Problem details: Filter the lines below, copying only those with the string "image".

Materials provided:
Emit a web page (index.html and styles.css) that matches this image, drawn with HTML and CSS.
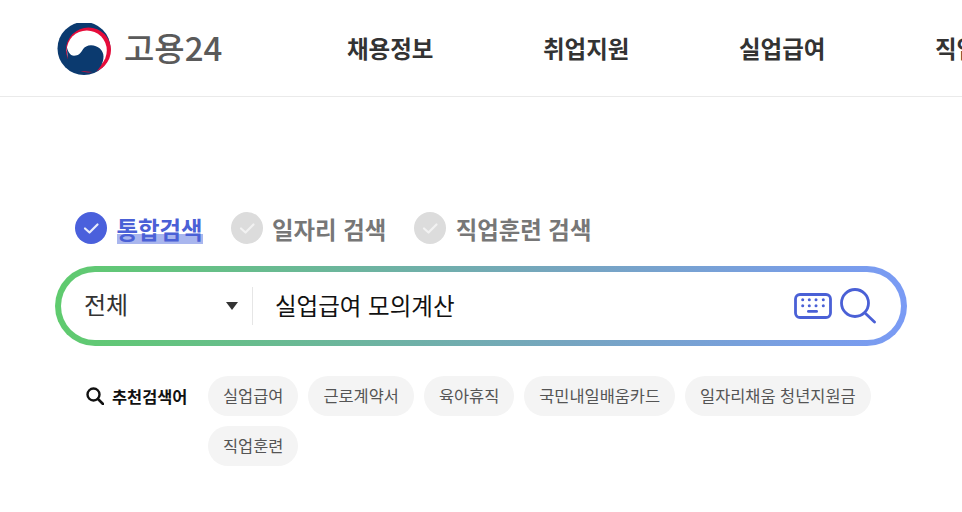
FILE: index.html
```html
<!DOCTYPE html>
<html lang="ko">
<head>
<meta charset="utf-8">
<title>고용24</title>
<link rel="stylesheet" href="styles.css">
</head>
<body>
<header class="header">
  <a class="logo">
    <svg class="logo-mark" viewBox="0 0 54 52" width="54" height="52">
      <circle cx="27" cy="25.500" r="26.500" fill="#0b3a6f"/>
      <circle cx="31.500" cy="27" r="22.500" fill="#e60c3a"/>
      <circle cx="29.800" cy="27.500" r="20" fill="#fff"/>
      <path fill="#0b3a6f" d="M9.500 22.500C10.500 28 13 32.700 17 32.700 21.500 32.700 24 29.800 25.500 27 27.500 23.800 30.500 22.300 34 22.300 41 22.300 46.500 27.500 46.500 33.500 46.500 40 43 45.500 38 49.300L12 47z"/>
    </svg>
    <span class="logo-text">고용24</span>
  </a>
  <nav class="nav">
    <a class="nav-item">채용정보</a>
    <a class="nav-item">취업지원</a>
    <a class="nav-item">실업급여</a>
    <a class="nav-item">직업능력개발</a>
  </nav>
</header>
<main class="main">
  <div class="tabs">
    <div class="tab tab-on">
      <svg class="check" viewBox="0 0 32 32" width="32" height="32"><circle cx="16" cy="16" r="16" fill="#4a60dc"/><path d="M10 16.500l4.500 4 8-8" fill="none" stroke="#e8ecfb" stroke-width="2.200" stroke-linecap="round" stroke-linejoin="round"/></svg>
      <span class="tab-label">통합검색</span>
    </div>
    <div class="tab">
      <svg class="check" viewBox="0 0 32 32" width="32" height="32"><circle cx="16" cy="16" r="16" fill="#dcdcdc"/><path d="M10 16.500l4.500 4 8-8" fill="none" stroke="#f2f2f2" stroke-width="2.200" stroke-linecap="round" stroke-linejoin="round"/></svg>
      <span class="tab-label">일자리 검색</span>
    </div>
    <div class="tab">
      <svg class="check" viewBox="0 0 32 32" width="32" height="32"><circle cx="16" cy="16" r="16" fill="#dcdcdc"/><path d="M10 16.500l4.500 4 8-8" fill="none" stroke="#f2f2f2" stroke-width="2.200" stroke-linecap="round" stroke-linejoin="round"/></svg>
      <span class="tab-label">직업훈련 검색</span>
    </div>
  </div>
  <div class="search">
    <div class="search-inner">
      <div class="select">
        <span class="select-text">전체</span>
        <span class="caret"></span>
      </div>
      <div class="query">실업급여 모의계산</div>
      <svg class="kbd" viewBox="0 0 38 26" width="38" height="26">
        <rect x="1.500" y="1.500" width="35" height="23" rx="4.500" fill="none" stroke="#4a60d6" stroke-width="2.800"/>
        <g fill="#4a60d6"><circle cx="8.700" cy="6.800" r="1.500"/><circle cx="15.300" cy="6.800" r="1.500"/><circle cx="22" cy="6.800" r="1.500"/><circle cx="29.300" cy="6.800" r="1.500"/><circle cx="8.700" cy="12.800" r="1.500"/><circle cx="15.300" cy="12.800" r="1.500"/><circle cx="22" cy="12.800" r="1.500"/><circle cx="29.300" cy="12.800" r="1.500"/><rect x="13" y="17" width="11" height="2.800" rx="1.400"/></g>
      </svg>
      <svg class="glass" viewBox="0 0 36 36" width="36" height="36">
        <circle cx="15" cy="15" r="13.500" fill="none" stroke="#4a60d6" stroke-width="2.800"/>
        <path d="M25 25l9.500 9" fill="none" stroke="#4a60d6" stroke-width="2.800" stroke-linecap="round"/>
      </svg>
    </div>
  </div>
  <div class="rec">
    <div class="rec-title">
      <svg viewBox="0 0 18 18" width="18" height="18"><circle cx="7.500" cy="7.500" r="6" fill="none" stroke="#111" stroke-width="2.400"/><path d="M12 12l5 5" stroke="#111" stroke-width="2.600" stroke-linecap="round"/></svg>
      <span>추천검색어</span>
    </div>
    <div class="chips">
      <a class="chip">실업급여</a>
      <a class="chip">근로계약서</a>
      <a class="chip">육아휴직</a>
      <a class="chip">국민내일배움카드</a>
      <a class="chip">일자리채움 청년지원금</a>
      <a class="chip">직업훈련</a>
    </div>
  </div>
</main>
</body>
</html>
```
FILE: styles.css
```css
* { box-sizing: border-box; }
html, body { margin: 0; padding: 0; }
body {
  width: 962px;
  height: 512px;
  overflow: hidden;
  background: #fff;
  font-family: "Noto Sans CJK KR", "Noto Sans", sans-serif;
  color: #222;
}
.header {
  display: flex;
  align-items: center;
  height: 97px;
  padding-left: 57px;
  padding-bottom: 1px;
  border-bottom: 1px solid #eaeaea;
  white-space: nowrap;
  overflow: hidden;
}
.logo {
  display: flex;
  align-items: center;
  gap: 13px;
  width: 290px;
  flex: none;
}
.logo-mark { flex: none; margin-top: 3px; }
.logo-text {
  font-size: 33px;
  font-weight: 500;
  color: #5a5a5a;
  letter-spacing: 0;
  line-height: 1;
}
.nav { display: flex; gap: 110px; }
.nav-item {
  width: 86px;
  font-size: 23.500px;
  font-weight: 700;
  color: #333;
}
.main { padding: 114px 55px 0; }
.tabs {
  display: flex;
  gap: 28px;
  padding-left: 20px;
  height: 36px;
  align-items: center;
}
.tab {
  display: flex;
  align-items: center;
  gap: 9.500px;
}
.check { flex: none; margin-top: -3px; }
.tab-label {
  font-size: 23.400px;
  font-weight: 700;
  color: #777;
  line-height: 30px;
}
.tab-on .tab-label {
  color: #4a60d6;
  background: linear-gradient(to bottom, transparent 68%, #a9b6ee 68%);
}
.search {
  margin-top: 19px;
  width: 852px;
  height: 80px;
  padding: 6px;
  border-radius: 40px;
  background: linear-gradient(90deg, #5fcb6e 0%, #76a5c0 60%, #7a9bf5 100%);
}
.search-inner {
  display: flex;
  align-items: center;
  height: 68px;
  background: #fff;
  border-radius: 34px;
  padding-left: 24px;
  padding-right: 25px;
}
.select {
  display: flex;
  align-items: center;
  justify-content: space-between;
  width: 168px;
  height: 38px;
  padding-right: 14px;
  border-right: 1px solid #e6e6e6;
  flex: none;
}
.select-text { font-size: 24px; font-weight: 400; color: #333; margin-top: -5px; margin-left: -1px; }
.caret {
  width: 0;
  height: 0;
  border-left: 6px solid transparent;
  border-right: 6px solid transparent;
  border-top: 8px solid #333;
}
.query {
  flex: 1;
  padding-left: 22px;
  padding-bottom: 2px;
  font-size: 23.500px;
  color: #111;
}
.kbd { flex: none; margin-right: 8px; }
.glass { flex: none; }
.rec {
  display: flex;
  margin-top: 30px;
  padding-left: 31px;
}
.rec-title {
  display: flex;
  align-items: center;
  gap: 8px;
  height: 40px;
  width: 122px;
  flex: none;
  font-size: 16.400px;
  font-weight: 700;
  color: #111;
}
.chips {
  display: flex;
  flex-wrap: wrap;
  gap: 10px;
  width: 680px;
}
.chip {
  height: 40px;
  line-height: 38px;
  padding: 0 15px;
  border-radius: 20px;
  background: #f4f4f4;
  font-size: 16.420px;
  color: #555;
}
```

---

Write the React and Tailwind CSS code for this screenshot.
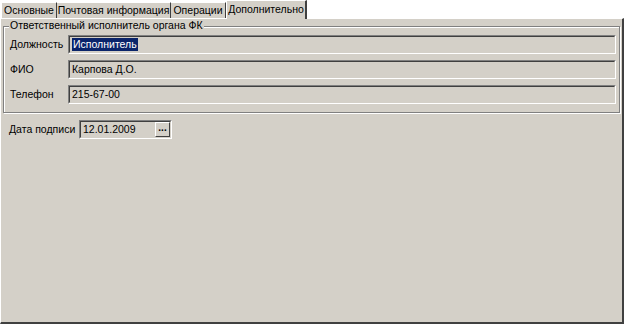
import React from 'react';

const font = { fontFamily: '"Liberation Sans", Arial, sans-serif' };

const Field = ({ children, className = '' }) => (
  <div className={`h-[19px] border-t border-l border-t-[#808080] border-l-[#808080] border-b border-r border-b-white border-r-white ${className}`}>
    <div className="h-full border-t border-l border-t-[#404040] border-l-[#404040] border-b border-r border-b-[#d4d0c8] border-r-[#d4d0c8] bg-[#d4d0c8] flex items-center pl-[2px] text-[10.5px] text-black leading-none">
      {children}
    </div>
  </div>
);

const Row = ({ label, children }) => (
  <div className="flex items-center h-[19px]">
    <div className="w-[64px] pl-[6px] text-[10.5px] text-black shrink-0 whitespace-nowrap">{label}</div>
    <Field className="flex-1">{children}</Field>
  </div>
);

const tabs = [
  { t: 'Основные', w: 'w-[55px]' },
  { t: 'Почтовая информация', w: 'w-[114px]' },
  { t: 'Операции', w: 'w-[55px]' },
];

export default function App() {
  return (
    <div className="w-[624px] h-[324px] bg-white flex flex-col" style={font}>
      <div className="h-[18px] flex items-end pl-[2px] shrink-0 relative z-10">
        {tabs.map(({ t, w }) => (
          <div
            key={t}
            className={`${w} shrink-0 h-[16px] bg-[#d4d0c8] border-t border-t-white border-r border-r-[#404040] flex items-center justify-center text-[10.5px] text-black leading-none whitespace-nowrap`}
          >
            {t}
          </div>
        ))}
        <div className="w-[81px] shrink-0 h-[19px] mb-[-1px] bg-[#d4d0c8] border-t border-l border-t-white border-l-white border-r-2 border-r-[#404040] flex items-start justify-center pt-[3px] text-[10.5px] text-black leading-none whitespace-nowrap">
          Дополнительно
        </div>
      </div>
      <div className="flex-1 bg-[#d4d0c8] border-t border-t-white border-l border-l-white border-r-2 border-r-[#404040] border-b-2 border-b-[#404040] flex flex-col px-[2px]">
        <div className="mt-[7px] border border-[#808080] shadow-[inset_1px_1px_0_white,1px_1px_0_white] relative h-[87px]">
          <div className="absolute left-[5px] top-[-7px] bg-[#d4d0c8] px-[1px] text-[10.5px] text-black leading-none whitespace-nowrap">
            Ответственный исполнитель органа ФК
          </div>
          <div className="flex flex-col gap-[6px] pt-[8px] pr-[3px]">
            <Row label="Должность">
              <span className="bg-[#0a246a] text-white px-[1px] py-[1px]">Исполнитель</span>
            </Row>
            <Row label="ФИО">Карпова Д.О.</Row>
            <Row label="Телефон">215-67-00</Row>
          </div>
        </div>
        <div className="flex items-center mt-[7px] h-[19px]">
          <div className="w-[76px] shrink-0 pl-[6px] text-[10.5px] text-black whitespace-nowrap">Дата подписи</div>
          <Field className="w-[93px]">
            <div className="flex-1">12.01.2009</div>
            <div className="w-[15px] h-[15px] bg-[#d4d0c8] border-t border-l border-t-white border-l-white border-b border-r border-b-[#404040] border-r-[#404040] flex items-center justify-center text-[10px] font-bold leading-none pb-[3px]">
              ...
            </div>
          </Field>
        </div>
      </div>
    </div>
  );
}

---

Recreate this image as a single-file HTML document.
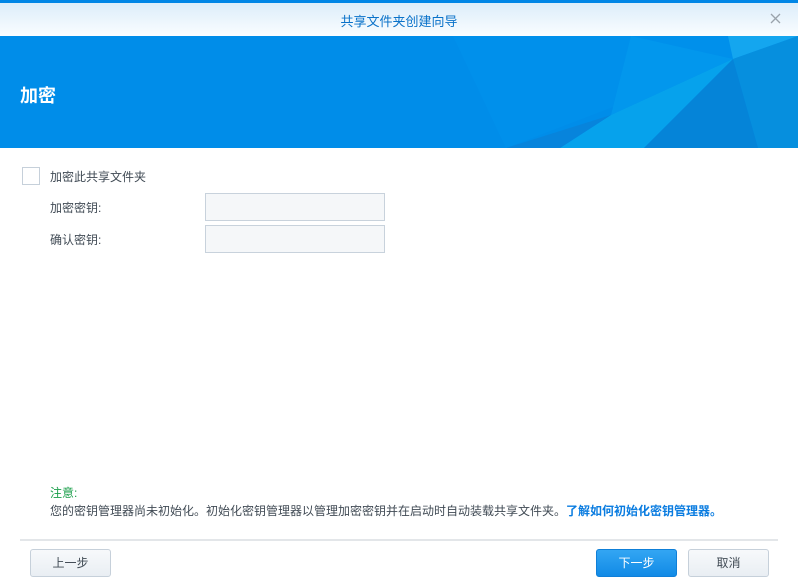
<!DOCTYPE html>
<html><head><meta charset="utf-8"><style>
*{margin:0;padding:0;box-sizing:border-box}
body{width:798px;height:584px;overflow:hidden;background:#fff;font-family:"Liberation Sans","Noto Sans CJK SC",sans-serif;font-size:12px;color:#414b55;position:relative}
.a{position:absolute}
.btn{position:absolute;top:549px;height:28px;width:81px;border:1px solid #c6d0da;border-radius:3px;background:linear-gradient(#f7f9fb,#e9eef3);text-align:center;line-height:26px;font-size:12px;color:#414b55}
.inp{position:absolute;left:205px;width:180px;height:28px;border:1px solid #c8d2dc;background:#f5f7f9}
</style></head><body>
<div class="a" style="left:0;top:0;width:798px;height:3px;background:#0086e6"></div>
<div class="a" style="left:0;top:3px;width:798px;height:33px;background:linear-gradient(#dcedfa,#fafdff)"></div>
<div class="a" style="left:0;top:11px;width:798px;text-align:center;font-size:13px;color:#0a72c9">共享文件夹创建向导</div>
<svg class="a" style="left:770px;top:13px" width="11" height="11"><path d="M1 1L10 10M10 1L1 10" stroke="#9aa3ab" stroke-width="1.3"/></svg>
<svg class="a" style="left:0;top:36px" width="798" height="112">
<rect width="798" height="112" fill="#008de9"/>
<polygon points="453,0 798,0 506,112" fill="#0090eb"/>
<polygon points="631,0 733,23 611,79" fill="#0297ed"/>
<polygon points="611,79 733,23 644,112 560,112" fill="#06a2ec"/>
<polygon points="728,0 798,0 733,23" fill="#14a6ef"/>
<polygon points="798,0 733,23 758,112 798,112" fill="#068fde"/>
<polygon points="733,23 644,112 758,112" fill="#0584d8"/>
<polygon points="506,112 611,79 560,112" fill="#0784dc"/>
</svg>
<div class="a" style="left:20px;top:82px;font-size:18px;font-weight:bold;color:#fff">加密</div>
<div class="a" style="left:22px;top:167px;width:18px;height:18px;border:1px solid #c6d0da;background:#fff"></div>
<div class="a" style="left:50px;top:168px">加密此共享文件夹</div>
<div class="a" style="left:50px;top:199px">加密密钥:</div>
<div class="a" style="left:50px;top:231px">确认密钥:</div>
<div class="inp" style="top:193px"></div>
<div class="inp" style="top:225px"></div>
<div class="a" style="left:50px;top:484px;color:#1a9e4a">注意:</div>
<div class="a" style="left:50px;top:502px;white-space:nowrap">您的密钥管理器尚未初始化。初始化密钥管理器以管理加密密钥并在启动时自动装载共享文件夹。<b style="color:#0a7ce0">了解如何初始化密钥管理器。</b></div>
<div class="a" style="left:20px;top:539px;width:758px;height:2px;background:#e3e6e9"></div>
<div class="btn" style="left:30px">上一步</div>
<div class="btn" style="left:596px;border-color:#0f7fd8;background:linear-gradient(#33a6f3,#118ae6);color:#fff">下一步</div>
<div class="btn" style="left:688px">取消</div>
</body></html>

Exercise result:
Emit a web page (index.html and styles.css) that matches this image, drawn with HTML and CSS.
Recreate this image as a single-file HTML document.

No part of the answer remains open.